= Hillar Teder =

Estonian businessman

Hillar Teder (born 10 September 1962) is an Estonian businessman and property developer conducting his business in Estonia, Latvia, Russia and Ukraine. He is a majority shareholder in Arricano Real Estate plc.

In 2011 and 2012, Teder topped the "Wealthiest People in Estonia" ranking composed by the business magazine Äripäev (Business Daily), and in the years 2013-2015, he appeared in the top five positions of the list. In 2016, Teder's net worth had dropped to €60 million.

== Early life ==
Teder was born on 10 September 1962 to a family of teachers. In 1980, he graduated from the Tallinn School of Science (Tallinna Reaalkool), and in 1986 from the Tallinn Polytechnic Institute having majored in mechanical engineering.

His entrepreneurial career started in the early 1990s, when together with the LADA automotive centre he established Mega Avto, a company specialising in car sales in Russia. The commercial interests of the company also extended to sales of Audi and Peugeot cars in Estonia and Honda in Latvia. In 1994 Teder privatised the LADA auto centre in Tallinn.

In 1995, in conjunction with his partners Dmitriy Korzhev and Dmitriy Troitskiy in St Petersburg, Teder established Multon, a juice manufacturing company. The launch of trademarks Dobriy, RICH, Moya Semiya quickly converted the company into an industry leader and caught the eye of The Coca-Cola Company, which bought Multon for $501 million in 2005.

The next stage in Teder's entrepreneurial history was commercial property development. 1997 saw the commencement of construction of Rocca al Mare, Tallinn's largest shopping and entertainment centre of 35 000 sq.m., financed by the international SEB Bank. Rocca al Mare was opened in 1998 and its office building quickly became known as the Audi Tower.

In 2001, Teder set up one of the first technoparks in Estonia, which he sold in 2005.

Teder is a co-founder and owner of one of the largest food retailers in Russia, the O'Key supermarket chain. The O'Key group was founded and registered in St Petersburg in 2001. Having opened its first hypermarket in 2002, by 2015 the total number of O'Key supermarkets in Russia reached 111 with the chain being present in 27 large cities.

Teder is a shareholder of Arricano, a leading commercial property developer who owns and operates a number of shopping centres in Ukraine (Sky Mall, RayON and Prospect in Kyiv, Sun Gallery in Kryvyi Rih, City Mall in Zaporizhzhia and South Gallery in Simferopol). In 2013 Arricano Real Estate became the first post-crisis Ukrainian developer to launch an IPO at the AIM of the London Stock Exchange. The market capitalisation at the moment of IPO approximated USD 24 million.
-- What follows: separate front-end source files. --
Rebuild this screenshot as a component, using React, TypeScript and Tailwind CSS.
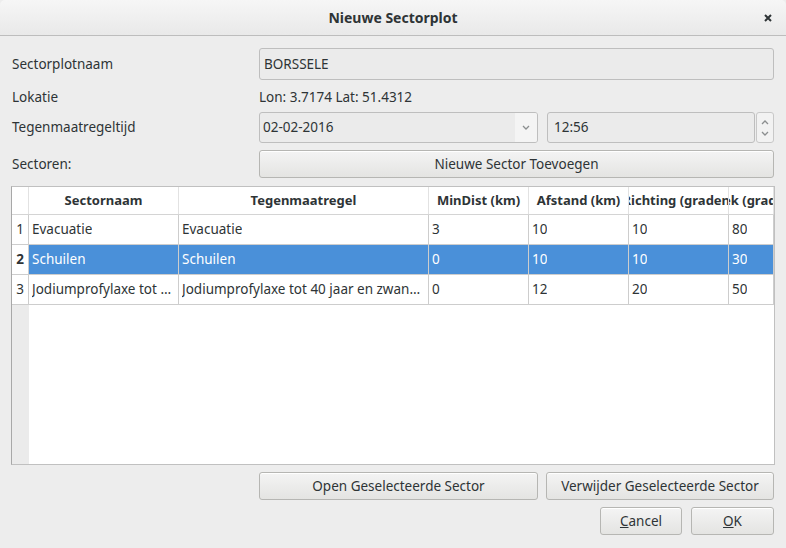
import React from 'react';

const font = { fontFamily: '"Noto Sans", "Open Sans", sans-serif' };

const rows = [
  { n: '1', naam: 'Evacuatie', regel: 'Evacuatie', min: '3', afstand: '10', richting: '10', hoek: '80' },
  { n: '2', naam: 'Schuilen', regel: 'Schuilen', min: '0', afstand: '10', richting: '10', hoek: '30', selected: true },
  { n: '3', naam: 'Jodiumprofylaxe tot 40 jaar', regel: 'Jodiumprofylaxe tot 40 jaar en zwangere vrouwen', min: '0', afstand: '12', richting: '20', hoek: '50' },
];

const headers = [
  { label: 'Sectornaam', w: 'w-[150px]' },
  { label: 'Tegenmaatregel', w: 'w-[250px]' },
  { label: 'MinDist (km)', w: 'w-[100px]' },
  { label: 'Afstand (km)', w: 'w-[100px]' },
  { label: 'Richting (graden)', w: 'w-[100px]' },
  { label: 'Hoek (graden)', w: 'flex-1' },
];

const Button: React.FC<{ className?: string; children: React.ReactNode }> = ({ className = '', children }) => (
  <button
    className={`flex items-center justify-center rounded-[3px] border border-[#b6b6b3] bg-gradient-to-b from-[#f4f4f4] to-[#e4e4e2] text-[13.5px] text-[#2e3436] shadow-[inset_0_1px_0_#fff] ${className}`}
  >
    {children}
  </button>
);

const Chevron: React.FC<{ up?: boolean }> = ({ up }) => (
  <svg width="8" height="5" viewBox="0 0 8 5" className="block">
    <path d={up ? 'M1 4 L4 1 L7 4' : 'M1 1 L4 4 L7 1'} fill="none" stroke="#8b8e8f" strokeWidth="1.3" />
  </svg>
);

export default function App() {
  return (
    <div style={font} className="w-[786px] h-[548px] bg-[#ededed] text-[13.5px] text-[#2e3436] flex flex-col overflow-hidden">
      {/* Title bar */}
      <div className="relative h-[36px] shrink-0 flex items-center justify-center border-b border-[#bdbdbd] bg-gradient-to-b from-[#f6f6f6] to-[#e9e9e9] rounded-t-[5px]">
        <span className="font-bold text-[14px] text-[#2e3436]">Nieuwe Sectorplot</span>
        <span className="absolute right-[13px] top-[13px]">
          <svg width="10" height="10" viewBox="0 0 10 10">
            <path d="M2 2 L8 8 M8 2 L2 8" stroke="#2e3436" strokeWidth="2" />
          </svg>
        </span>
      </div>

      <div className="flex flex-col px-[12px] pt-[12px]">
        {/* Sectorplotnaam */}
        <div className="flex h-[32px] items-center">
          <div className="w-[247px]">Sectorplotnaam</div>
          <div className="flex-1 h-full flex items-center rounded-[3px] border border-[#bebebe] bg-[#ebebeb] px-[4px]">BORSSELE</div>
        </div>

        {/* Lokatie */}
        <div className="flex h-[22px] items-center mt-[6px]">
          <div className="w-[247px]">Lokatie</div>
          <div>Lon: 3.7174 Lat: 51.4312</div>
        </div>

        {/* Tegenmaatregeltijd */}
        <div className="flex h-[31px] items-center mt-[4px]">
          <div className="w-[247px]">Tegenmaatregeltijd</div>
          <div className="w-[279px] h-full flex rounded-[3px] border border-[#bebebe] bg-[#ebebeb] overflow-hidden">
            <div className="flex-1 flex items-center px-[3px]">02-02-2016</div>
            <div className="w-[22px] flex items-center justify-center bg-[#f4f4f4]">
              <Chevron />
            </div>
          </div>
          <div className="ml-[9px] w-[208px] h-full flex items-center rounded-[3px] border border-[#bebebe] bg-[#ebebeb] px-[6px]">12:56</div>
          <div className="ml-[1px] flex-1 h-full flex flex-col items-center justify-center gap-[6px] rounded-[3px] border border-[#c8c8c8] bg-[#f2f2f2]">
            <Chevron up />
            <Chevron />
          </div>
        </div>

        {/* Sectoren */}
        <div className="flex h-[28px] items-center mt-[7px]">
          <div className="w-[247px]">Sectoren:</div>
          <Button className="flex-1 h-full">Nieuwe Sector Toevoegen</Button>
        </div>

        {/* Table */}
        <div className="mt-[8px] -ml-[1px] h-[279px] w-[764px] border border-[#c0c0c0] border-l-[#a8a8a8] bg-white flex flex-col overflow-hidden">
          <div className="flex h-[28px] shrink-0 border-b border-[#d4d4d4] font-bold text-[13px]">
            <div className="w-[17px] shrink-0 border-r border-[#e2e2e2]" />
            {headers.map((h, i) => (
              <div
                key={i}
                className={`${h.w} shrink-0 min-w-0 flex items-center justify-center overflow-hidden whitespace-nowrap border-r border-[#e2e2e2]`}
              >
                {h.label}
              </div>
            ))}
          </div>
          {rows.map((r, i) => (
            <div key={i} className="flex h-[30px] shrink-0 border-b border-[#cdcdcd]">
              <div className={`w-[17px] shrink-0 flex items-center justify-center border-r border-[#cdcdcd] ${r.selected ? 'font-bold' : ''}`}>
                {r.n}
              </div>
              {[r.naam, r.regel, r.min, r.afstand, r.richting, r.hoek].map((c, j) => (
                <div
                  key={j}
                  className={`${headers[j].w} shrink-0 min-w-0 flex items-center px-[3px] border-r border-[#cdcdcd] ${
                    r.selected ? 'bg-[#4a90d9] text-white' : ''
                  }`}
                >
                  <span className="truncate">{c}</span>
                </div>
              ))}
            </div>
          ))}
          <div className="flex flex-1">
            <div className="w-[17px] shrink-0 bg-[#ebebeb]" />
            <div className="flex-1 bg-white" />
          </div>
        </div>

        {/* Bottom buttons */}
        <div className="flex h-[28px] mt-[7px]">
          <div className="w-[247px]" />
          <Button className="w-[279px] h-full">Open Geselecteerde Sector</Button>
          <Button className="ml-[8px] flex-1 h-full">Verwijder Geselecteerde Sector</Button>
        </div>
        <div className="flex h-[28px] mt-[7px] justify-end">
          <Button className="w-[82px] h-full">
            <span><span className="underline">C</span>ancel</span>
          </Button>
          <Button className="ml-[9px] w-[83px] h-full">
            <span><span className="underline">O</span>K</span>
          </Button>
        </div>
      </div>
    </div>
  );
}
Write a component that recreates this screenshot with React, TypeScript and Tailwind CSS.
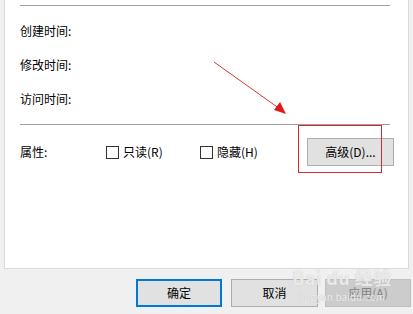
export default function App() {
  const font = { fontFamily: '"Noto Sans CJK SC", "Liberation Sans", sans-serif' };

  return (
    <div className="relative w-[413px] h-[314px] bg-[#f0f0f0] text-[12px] text-black overflow-hidden" style={font}>
      <div className="ml-[4px] w-[405px] h-[269px] bg-white border-l border-r border-b border-[#d9d9d9] pt-[5px] pl-[15px]">
        <div className="h-px w-[370px] bg-[#a0a0a0]" />
        <div className="mt-[8px]">
          <div className="h-[34px] flex items-center">创建时间:</div>
          <div className="h-[34px] flex items-center">修改时间:</div>
          <div className="h-[34px] flex items-center">访问时间:</div>
        </div>
        <div className="mt-[8px] h-px w-[370px] bg-[#a0a0a0]" />
        <div className="mt-[13px] h-[28px] flex items-center">
          <span className="w-[86px]">属性:</span>
          <label className="flex items-center gap-[4px] w-[94px]">
            <span className="w-[13px] h-[13px] border border-[#333]" />
            <span>只读(R)</span>
          </label>
          <label className="flex items-center gap-[4px] w-[107px]">
            <span className="w-[13px] h-[13px] border border-[#333]" />
            <span>隐藏(H)</span>
          </label>
          <button className="w-[87px] h-[28px] bg-[#e1e1e1] border border-[#adadad] text-[12px]">
            高级(D)...
          </button>
        </div>
      </div>

      <div className="flex mt-[10px] pl-[136px]">
        <button className="w-[86px] h-[28px] bg-[#e1e1e1] border-2 border-[#0078d7]">确定</button>
        <button className="ml-[9px] w-[87px] h-[28px] bg-[#e1e1e1] border border-[#adadad]">取消</button>
        <button className="ml-[7px] w-[86px] h-[28px] bg-[#cccccc] border border-[#bfbfbf] text-[#838383]">
          应用(A)
        </button>
      </div>

      {/* annotation: red box + arrow */}
      <div className="absolute left-[298px] top-[125px] w-[84px] h-[48px] border border-[#d42a2a]" />
      <svg className="absolute left-0 top-0" width="413" height="314">
        <line x1="214" y1="62" x2="280" y2="109" stroke="#d43a3a" strokeWidth="1" />
        <polygon points="286,114 274,110 280,102" fill="#e01818" />
      </svg>

      {/* watermark */}
      <div
        className="absolute left-[292px] top-[268px] flex flex-col items-center text-white/70 pointer-events-none"
        style={{ textShadow: "0 0 1px #b8b8b8" }}
      >
        <span className="text-[18px] font-bold leading-none tracking-wide">Bai du 经验</span>
        <span className="text-[10px] leading-none mt-[6px]">jingyan.baidu.com</span>
      </div>
    </div>
  );
}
2015 saw the onset of another large-scale project, a modern office and shopping complex Porto Franco in Tallinn (GBA 40 000 sq.m.).

== Scandals ==
Teder was accused of bankruptcy of the Ukrainian O'Key chain by retail suppliers (in autumn of 2012 a picketing of the Estonian Embassy in Ukraine was organised by entrepreneurs). The dispute was settled by reaching an amicable agreement between the creditors' committee and the O'Key Ukraine retailer.

In 2014, the scheme of Sky Mall shopping centre ownership became the point of dispute between Teder and businessman Andrey Adamovskiy. In October 2015 the High Court in London upheld the London Court of International Arbitration confirming Arricano's right to a stake buyout in the Sky Mall project.

Teder had been mentioned alongside Vello Kunman (Silikaat Grupp owner), Villu Reiljan (former politician and mayor's counsellor) and Aivar Tuulberg (Rand&Tuulberg owner) in the context of a corruption scandal and attempted bribery of the Tallinn's mayor, Edgar Savisaar. The investigation had at its disposal information on multiple bribes taken by Savisaar in the form of property and fringe benefits in the years 2014-2015. No evidence linking the businessmen to the case was ever discovered.

Teder admitted in Harju County Court to funding the Center Party in secret prior to the 2015 Riigikogu elections in exchange for a land swap deal going ahead in the capital.